Once, somebody ask Father Paisios, “how can we get the greatest benefit, the greatest gift when receiving Holy Communion?” The holy monk answered, “it could not be in consuming a greater volume of Holy Communion because the priests drink the whole chalice at the end of liturgy and clearly their benefit is no different to ours, so it must be in the preparation we engage in before receiving it”.
This preparation is in prayer and fasting, in confessing our sins and in charitable works. When we do these things in the correct spirit, we take on the form of the Lord Jesus himself and we taste Paradise.
Fasting was practiced by the Lord Himself. After prayer and fasting for forty days in the wilderness, the Lord victoriously faced the temptations of the devil (Matthew 4:1-11). The Lord himself asked the disciples to use fasting as an important spiritual weapon to achieve spiritual victories (Matthew 17:21; Mark 9:29; Luke 2:37). The example of the Lord was followed by His disciples (Acts 14:23; 27:9; 1 Corinthians 7:5; 2 Corinthians 6:5, 11:27, etc.).
What is fasting? Why is it so important? Why does fasting precede such important feasts such as Easter and Christmas?
St. Basil tells us that fasting is not only abstaining from food; it is first of all, abstaining from sin. The Church in its hymnology describes fasting as the mother of chastity and prudence, as the accuser of sin and as the advocate of repentance, the life worthy of angels and the salvation of humans. Fasting becomes all of these when observed in the proper spirit.

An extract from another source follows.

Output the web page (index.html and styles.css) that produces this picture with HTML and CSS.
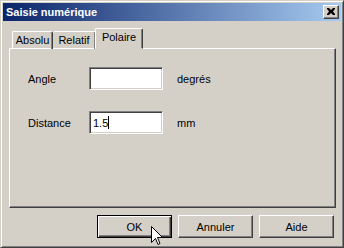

First of all, fasting is abstinence from food. By detaching us from earthly goods and realities, fasting has a liberating effect on us making us more able to have a life of the spirit, a life similar to that of angels. Second, fasting, as abstinence from bad habits and sin, is the mother of Christian virtues, the mother of sound and wholesome thinking. So fasting from food and from sin allows us to establish the proper priority between the material and spiritual, giving priority to the spiritual.
Thus, fasting is a means of salvation.
Because of the liberating effect of fasting, both material and spiritual, the Church has connected fasting with the celebration of the major feasts of our tradition. Easter is, of course, our main feast. We also fast in preparation for Christmas, Epiphany, the Dormition and other days. It is most appropriate to prepare for these celebrations through a liberating fast, both material and spiritual. This is the profound meaning that fasting takes during the Great Lent. We allow ourselves to take advantage of the spiritual riches of the Church. We use these spiritual weapons, “to fight the good fight, to walk the way of fasting, to crush the heads of the invisible dragons, to prove ourselves victorious over sin, and without condemnation to reach our goal of worshiping the Holy Resurrection” (Prayer of the Pre-sanctified Liturgy).
This is the challenge of the Great Lent: to use fasting to obtain the resurrected life, to unite with the Risen Lord. Who could refuse to accept this challenge?